[En anglais] Going to see Jake & Dinos Chapman: Come and See at DHC can be an alienating experience. Not because one is surrounded by scenes and images on the lower side of the propriety spectrum (genitalia, crucifixion, colonoscopies), but rather because discourse around the show has been pitched in terms of shock, disgust, or transgression, despite whatever one might actual feel. The Chapman brothers, YBAs whose primary sensibility engages weird sex and weirder violence (they first came to fame for a host of sculptures of malformed children), are presenting their first solo exhibition at DHC, and critics and curators have been eager to revel in the siblings’ challenging abjection in a collectively tautological confirmation of negative content and negative effect. But to give the brothers some conceptual credit, the very appearance of disgust does not disgusting art make.

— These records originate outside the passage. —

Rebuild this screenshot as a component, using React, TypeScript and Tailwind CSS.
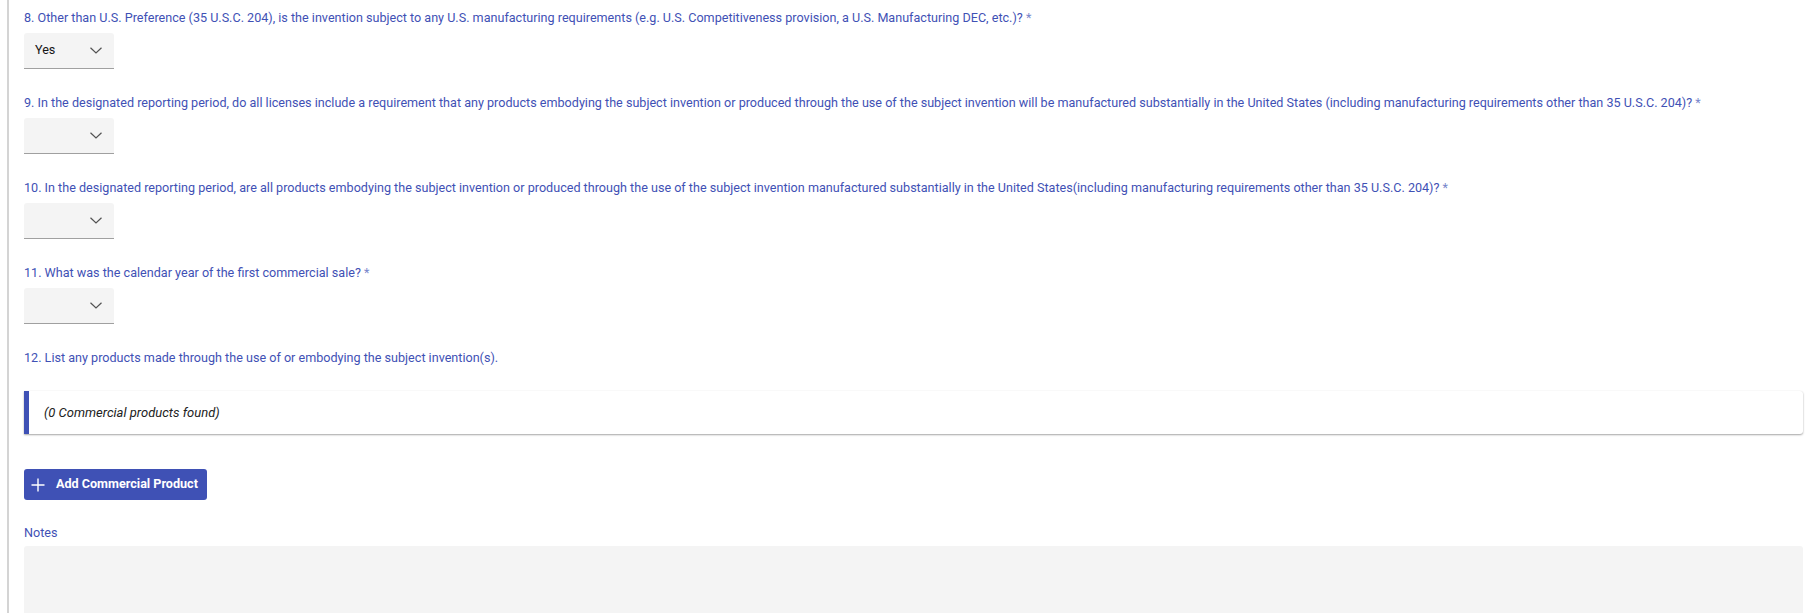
import React from "react";

const questions = [
  {
    id: 8,
    text: "8. Other than U.S. Preference (35 U.S.C. 204), is the invention subject to any U.S. manufacturing requirements (e.g. U.S. Competitiveness provision, a U.S. Manufacturing DEC, etc.)?",
    value: "Yes",
  },
  {
    id: 9,
    text: "9. In the designated reporting period, do all licenses include a requirement that any products embodying the subject invention or produced through the use of the subject invention will be manufactured substantially in the United States (including manufacturing requirements other than 35 U.S.C. 204)?",
    value: "",
  },
  {
    id: 10,
    text: "10. In the designated reporting period, are all products embodying the subject invention or produced through the use of the subject invention manufactured substantially in the United States(including manufacturing requirements other than 35 U.S.C. 204)?",
    value: "",
  },
  {
    id: 11,
    text: "11. What was the calendar year of the first commercial sale?",
    value: "",
  },
];

function Chevron() {
  return (
    <svg width="12" height="7" viewBox="0 0 12 7" fill="none" className="shrink-0">
      <path d="M0.5 0.8 L6 6 L11.5 0.8" stroke="#525252" strokeWidth="1.2" />
    </svg>
  );
}

function Select({ value }: { value: string }) {
  return (
    <div className="mt-[7px] flex h-[36px] w-[90px] items-center justify-between rounded-t-[3px] border-b border-[#a0a0a0] bg-[#f4f4f4] pl-[11px] pr-[12px] text-[12.6px] text-[#161616]">
      <span>{value}</span>
      <Chevron />
    </div>
  );
}

export default function App() {
  return (
    <div
      className="h-[613px] overflow-hidden bg-white pl-[7px]"
      style={{ fontFamily: "Roboto, 'Liberation Sans', sans-serif" }}
    >
      <div className="h-full border-l-2 border-[#d4d4d4] pl-[15px] pr-[15px] pt-[10px]">
        {questions.map((q) => (
          <div key={q.id} className="mb-[26px]">
            <div className="text-[12.6px] leading-4 text-[#3f51b5]">
              {q.text} <span className="text-[#7986cb]">*</span>
            </div>
            <Select value={q.value} />
          </div>
        ))}

        <div className="text-[12.6px] leading-4 text-[#3f51b5]">
          12. List any products made through the use of or embodying the subject invention(s).
        </div>

        <div className="mt-[25px] flex h-[43px] items-center rounded-r-[3px] border-l-[5px] border-[#3f51b5] bg-white pl-[15px] shadow-[0_1px_2px_rgba(0,0,0,0.35),0_0_1px_rgba(0,0,0,0.08)]">
          <span className="text-[13px] italic text-[#222]">(0 Commercial products found)</span>
        </div>

        <button className="mt-[35px] flex h-[31px] w-[183px] items-center rounded-[3px] bg-[#3f51b5] pl-[7px] text-white">
          <svg width="14" height="14" viewBox="0 0 14 14" fill="none">
            <path d="M7 0.5 V13.5 M0.5 7 H13.5" stroke="white" strokeWidth="1.4" />
          </svg>
          <span className="ml-[11px] text-[12.6px] font-bold">Add Commercial Product</span>
        </button>

        <div className="mt-[25px] text-[12.6px] leading-4 text-[#3f51b5]">Notes</div>
        <div className="mt-[5px] h-[120px] rounded-t-[3px] bg-[#f4f4f4]" />
      </div>
    </div>
  );
}
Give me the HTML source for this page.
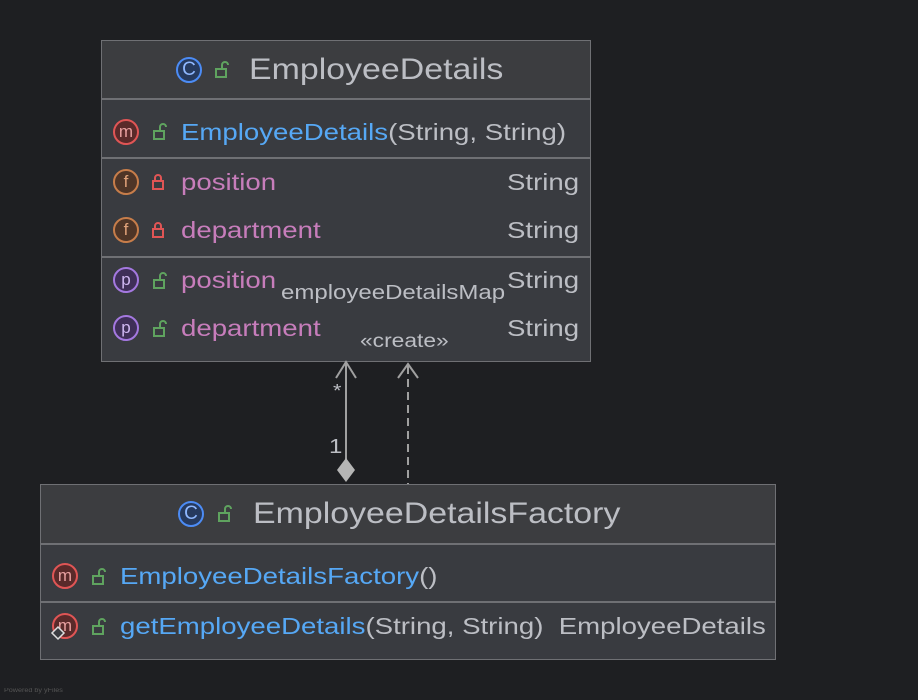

As is the case with much “abject art,” criticism of Come and See has assumed a degree of affective transparency on the part of the viewer, a flawless loop between putatively scary images and putatively scary feelings. But shocking content, defined so in relation to cultural valuations, is only sometimes shocking experience. For all the Nazis, extraneous anuses, castrated cocks, and crucified fast food mascots that inhabit the exhibition, very little here poses a spectorial threat. Even the Ku Klux Klan mannequins, installed throughout DHC as gallery-goer proxies, inspire more chuckling than gasping. Surrounded by the rest of the Chapmans’ oeuvre, the Klansmen add to an overall ambience of glossy, institutionally mandated bad taste.
In the Chapmans’ negative aesthetics, thematic provocation dissipates in the face of formal Gestalt or sanitized curation; the potency of their images often collapses in their presentational mode or heteroglossic logic, however deliberately. In its weaker manifestations, this leads to the lifeless symbolization in works like the bronzed viscera of Little Death Machine (Castrated, Ossified) (2006) or the pseudo-anthropology of a gallery of sculptural “artefacts” in the form of McDonalds trademarks. In stronger moments, the Chapmans’ detached affectivity works to examine the space between form and content. Take The Sum of All Evil (2012–13), four giant dioramas of fantasyscapes wherein Third Reich ghouls, zombies, Ronald McDonald clones, and dinosaurs engage in cosmic battle, like the fearful Last Judgment scene of a child raised exclusively on video games and 1990s mall culture. The sheer narrative density of the tableaux enhances their playful staging in a Breugel-esque commitment to visual absorption, all housed in paradoxically elegant glass vitrines. At its most sophisticated, the Chapmans’ line of artistic critique doesn’t merely undermine normativity by exposure to its less respectable elements, but dislodges its very apparatus of presentation.